Sullivan similarly dismissed allegations of impropriety in El Salvador ("We were unable to prove any of these allegations"); an episode involving underage girls in a Utah hotel room in 2002 ("I haven't looked at that case"); and other incidents the committee uncovered that involve foreign nationals, a prostitute or non-consensual sex ("Nothing like this situation we're referring to now").
'A broader problem'
The senators learned that the agency hadn't bothered to sweep the agents' hotel rooms in Cartagena to find out whether the prostitutes had left electronic bugs. The agents involved weren't ordered to take polygraph tests, and Sullivan didn't know whether those who did take the test were asked about past incidents.
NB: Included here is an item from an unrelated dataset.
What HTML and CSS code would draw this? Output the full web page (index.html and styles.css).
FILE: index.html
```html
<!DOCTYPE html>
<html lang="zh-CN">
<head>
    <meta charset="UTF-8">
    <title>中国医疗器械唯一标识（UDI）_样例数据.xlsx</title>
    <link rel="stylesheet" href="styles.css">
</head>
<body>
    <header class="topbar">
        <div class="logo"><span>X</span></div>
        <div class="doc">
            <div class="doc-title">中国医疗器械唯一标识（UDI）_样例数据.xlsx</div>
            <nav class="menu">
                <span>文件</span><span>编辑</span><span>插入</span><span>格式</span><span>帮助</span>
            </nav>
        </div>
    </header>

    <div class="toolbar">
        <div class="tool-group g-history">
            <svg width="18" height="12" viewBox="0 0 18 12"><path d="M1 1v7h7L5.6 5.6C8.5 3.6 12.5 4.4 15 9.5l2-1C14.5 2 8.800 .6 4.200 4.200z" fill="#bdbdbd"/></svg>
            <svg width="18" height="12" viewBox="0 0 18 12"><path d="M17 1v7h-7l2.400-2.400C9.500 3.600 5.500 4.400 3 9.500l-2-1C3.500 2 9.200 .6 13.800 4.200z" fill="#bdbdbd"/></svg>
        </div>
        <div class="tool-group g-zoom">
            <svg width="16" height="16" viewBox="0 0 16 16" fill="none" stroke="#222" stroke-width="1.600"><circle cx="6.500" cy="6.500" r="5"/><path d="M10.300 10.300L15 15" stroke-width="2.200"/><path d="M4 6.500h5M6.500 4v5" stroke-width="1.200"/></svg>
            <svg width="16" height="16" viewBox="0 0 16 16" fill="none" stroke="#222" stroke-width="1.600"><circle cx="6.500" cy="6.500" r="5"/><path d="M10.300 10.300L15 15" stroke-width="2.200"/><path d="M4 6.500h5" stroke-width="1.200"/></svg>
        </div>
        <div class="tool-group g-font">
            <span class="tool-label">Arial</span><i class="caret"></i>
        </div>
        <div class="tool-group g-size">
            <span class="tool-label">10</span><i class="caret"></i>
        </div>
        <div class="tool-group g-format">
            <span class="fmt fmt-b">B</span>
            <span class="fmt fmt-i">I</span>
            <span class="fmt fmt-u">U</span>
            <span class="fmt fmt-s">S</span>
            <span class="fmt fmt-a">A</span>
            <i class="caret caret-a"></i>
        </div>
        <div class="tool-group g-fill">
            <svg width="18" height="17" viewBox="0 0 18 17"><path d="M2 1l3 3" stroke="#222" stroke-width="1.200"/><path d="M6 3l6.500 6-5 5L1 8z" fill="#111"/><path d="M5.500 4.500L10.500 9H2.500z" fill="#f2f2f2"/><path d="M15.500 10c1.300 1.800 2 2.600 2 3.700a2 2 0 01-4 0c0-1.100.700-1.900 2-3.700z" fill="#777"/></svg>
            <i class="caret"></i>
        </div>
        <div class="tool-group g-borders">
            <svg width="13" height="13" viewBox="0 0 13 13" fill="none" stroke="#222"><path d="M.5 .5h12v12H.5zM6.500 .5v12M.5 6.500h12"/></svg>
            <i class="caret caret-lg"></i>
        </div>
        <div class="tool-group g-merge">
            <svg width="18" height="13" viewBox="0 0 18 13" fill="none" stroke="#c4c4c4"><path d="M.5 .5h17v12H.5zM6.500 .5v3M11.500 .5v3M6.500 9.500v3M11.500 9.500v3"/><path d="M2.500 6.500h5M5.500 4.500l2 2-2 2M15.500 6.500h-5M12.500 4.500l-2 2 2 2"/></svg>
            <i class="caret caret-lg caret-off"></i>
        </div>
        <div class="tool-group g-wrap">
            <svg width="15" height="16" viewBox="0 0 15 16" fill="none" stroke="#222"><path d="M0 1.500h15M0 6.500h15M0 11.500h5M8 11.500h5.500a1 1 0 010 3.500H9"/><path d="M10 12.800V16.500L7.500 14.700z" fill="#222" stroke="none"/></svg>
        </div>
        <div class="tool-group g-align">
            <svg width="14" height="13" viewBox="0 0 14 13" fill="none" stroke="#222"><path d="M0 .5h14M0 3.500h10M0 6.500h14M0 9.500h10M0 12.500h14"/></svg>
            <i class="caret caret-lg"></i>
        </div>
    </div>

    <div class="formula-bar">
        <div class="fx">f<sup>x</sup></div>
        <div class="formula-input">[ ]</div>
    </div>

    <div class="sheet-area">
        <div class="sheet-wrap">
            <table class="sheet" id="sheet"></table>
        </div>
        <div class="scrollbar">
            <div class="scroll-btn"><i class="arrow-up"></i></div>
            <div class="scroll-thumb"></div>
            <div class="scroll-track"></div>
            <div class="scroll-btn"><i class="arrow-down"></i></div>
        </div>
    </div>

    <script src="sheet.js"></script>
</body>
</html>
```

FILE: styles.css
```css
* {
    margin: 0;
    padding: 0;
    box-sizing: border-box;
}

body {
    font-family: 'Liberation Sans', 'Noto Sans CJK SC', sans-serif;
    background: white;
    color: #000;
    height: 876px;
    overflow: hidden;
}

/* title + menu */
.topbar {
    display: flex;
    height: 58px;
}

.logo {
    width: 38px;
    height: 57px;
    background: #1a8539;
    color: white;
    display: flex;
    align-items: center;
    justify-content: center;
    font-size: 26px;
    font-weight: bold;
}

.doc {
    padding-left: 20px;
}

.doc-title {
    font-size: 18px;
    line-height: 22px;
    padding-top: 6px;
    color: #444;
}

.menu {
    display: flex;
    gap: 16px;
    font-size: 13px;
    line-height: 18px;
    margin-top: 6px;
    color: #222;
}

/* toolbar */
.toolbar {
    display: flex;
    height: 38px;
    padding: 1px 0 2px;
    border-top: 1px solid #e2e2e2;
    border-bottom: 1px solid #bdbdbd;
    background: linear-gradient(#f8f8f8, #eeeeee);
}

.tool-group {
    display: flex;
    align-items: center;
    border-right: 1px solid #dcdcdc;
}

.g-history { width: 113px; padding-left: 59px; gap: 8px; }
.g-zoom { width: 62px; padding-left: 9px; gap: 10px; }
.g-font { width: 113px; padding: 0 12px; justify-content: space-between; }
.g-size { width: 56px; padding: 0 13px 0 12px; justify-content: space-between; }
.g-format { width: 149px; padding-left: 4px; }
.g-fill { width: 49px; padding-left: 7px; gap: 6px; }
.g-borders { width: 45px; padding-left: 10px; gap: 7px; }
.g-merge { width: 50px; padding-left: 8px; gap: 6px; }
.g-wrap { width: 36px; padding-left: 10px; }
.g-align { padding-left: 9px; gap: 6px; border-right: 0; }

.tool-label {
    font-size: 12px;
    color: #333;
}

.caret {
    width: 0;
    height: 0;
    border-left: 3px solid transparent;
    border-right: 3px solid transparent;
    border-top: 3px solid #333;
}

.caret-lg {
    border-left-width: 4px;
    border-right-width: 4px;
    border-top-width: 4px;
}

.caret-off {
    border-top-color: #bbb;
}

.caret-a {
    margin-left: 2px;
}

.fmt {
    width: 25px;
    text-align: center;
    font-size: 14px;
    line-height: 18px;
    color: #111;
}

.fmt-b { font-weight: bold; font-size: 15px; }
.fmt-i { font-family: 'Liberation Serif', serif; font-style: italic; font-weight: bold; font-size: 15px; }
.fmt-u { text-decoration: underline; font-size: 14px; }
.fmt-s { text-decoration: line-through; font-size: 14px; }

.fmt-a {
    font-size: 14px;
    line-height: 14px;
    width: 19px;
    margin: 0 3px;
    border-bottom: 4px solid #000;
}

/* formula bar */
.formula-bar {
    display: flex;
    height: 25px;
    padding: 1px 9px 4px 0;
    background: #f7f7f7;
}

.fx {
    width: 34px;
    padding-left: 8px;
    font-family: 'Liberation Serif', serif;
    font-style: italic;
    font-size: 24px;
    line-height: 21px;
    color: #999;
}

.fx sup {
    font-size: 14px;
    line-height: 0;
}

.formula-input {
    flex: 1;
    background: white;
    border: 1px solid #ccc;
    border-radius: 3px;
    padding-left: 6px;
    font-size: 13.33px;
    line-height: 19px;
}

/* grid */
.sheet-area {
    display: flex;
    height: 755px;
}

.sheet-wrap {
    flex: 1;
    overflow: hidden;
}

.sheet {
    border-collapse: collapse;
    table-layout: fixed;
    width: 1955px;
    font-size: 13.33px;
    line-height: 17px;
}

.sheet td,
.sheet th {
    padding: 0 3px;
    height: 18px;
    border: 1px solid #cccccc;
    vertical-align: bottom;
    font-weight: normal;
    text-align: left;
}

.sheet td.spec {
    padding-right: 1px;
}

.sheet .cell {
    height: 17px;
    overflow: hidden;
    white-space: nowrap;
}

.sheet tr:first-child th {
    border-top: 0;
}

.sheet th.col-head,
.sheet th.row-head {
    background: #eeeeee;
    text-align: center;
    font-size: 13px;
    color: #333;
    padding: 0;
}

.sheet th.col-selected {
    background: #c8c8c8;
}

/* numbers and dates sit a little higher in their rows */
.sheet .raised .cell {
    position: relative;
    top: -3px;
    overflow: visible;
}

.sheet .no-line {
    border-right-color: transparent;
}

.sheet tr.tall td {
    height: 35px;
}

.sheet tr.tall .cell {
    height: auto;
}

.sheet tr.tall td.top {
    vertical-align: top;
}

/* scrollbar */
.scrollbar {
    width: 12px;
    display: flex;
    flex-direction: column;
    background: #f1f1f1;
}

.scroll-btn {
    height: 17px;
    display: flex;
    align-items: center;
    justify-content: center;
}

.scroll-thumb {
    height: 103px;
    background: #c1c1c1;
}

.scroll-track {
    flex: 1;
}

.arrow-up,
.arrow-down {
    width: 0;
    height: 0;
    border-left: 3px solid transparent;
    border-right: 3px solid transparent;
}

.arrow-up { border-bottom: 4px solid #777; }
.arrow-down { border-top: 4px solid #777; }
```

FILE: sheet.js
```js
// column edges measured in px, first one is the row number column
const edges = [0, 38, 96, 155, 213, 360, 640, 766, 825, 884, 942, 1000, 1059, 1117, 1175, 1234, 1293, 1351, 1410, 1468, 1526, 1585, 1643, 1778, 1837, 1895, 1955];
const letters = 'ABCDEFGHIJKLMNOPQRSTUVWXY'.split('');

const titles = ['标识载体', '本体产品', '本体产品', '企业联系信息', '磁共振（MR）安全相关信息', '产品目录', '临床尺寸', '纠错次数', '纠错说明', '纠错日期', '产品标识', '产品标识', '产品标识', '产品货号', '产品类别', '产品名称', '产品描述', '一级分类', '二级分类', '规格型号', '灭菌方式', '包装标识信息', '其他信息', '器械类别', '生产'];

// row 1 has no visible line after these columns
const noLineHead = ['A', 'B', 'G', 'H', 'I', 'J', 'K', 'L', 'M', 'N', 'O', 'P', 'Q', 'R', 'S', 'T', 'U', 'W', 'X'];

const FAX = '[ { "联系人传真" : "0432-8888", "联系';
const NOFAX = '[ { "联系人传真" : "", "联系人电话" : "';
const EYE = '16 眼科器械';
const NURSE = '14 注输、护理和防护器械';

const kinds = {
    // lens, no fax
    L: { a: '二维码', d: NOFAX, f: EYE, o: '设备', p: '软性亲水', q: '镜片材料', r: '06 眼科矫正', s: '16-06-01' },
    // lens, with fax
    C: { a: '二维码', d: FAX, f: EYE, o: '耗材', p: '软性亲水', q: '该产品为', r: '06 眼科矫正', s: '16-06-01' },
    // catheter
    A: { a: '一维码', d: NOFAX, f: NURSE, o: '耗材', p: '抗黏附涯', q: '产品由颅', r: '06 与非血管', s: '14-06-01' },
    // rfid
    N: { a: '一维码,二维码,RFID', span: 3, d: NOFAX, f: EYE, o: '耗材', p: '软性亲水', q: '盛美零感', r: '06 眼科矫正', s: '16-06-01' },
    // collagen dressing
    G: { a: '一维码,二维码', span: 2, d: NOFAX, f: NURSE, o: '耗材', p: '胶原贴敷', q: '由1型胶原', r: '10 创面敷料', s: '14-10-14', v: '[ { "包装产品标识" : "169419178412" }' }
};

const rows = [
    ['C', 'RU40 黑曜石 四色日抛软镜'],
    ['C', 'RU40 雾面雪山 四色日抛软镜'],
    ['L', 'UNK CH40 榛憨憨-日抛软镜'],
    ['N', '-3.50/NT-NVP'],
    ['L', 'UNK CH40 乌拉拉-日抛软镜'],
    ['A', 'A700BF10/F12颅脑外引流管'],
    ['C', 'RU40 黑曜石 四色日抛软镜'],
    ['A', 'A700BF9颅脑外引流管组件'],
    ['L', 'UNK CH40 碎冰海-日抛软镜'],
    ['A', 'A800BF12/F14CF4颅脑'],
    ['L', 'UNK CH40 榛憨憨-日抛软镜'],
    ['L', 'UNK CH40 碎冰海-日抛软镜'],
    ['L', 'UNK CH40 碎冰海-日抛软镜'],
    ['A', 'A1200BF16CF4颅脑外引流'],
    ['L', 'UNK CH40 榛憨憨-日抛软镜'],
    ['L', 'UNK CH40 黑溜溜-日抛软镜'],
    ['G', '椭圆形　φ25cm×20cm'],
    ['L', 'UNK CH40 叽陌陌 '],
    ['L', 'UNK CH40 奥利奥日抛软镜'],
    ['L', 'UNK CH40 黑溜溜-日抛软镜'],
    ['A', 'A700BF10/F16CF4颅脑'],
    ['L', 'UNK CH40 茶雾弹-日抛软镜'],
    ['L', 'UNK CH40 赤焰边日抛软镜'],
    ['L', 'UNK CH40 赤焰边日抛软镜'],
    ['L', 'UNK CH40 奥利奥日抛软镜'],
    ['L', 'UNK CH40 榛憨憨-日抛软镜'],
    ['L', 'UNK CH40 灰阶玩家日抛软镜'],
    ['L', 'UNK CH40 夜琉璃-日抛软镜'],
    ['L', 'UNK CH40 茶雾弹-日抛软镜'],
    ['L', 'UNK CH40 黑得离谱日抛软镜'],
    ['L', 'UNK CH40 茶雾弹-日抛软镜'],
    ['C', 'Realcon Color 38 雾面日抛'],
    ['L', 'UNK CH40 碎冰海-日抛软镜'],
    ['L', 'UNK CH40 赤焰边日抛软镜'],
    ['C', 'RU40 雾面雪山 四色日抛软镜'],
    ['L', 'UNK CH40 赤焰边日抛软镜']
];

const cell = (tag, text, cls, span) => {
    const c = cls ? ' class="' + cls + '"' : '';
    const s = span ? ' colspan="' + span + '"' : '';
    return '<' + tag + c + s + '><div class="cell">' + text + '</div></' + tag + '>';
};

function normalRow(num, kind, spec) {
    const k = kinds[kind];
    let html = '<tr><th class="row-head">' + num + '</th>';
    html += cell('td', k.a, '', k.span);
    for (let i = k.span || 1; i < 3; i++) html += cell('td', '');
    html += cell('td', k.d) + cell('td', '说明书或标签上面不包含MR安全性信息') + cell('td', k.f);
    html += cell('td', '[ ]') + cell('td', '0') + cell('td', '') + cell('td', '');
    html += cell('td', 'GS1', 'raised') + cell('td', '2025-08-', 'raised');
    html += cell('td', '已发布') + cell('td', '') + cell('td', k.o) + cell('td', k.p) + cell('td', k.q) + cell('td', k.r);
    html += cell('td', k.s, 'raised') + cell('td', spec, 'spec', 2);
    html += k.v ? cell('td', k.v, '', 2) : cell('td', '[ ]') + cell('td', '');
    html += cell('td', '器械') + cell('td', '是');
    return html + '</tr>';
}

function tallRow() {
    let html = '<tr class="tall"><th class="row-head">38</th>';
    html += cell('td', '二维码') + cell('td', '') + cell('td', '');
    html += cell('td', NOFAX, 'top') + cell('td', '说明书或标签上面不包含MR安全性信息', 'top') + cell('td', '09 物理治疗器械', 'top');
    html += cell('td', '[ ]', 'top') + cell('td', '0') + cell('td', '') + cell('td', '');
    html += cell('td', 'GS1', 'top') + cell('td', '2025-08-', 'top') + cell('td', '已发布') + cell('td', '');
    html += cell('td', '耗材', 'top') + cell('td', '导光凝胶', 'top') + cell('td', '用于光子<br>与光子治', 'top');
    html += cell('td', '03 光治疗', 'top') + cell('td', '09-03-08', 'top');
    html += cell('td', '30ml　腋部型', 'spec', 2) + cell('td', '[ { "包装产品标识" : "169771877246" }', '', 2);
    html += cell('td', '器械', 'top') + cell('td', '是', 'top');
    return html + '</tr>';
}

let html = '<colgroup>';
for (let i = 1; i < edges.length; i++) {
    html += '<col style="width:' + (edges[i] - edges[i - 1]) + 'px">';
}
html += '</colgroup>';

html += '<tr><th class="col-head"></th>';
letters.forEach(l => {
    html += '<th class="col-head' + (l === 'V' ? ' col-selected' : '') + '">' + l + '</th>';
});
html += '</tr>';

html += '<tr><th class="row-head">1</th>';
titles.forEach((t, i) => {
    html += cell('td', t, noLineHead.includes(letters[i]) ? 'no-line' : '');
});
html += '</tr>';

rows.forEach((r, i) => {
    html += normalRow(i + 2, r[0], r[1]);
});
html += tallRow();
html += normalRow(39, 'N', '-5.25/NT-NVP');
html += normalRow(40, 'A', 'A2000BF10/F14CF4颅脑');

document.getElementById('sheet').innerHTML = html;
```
At the close of the hearing, Collins repeated to Sullivan her hope that all the evidence -- including the fact that the offenders weren't all part of one group -- might succeed "in convincing you that there is a broader problem here with culture."
"You know, Senator?" Sullivan parried. "I'm hoping I can convince you that it isn't a cultural issue." He even wondered aloud whether his new directives, including a provision that agents follow U.S. laws when traveling abroad, may be "draconian" and unnecessary.
The ostrich defense did not play well. Sullivan's appearance had the effect of elevating the scandal category from embarrassment to possible cover-up. The ringmaster was losing his audience. "Based on the facts of this case," said Sen. Ron Johnson, R-Wis., "it's just hard to believe that this is just a one-time occurrence." "I have to agree," said Sen. Rob Portman, R-Ohio, "that it may not be an isolated incident."
Chairman Joe Lieberman of Connecticut counseled Sullivan not to "be at all defensive here, because this is like a wound to a body." Added Collins: "If we ignore or downplay what happened here, it can be like a cancer." If Sullivan doesn't change his tune, it won't be long before his superiors conclude that he is the disease.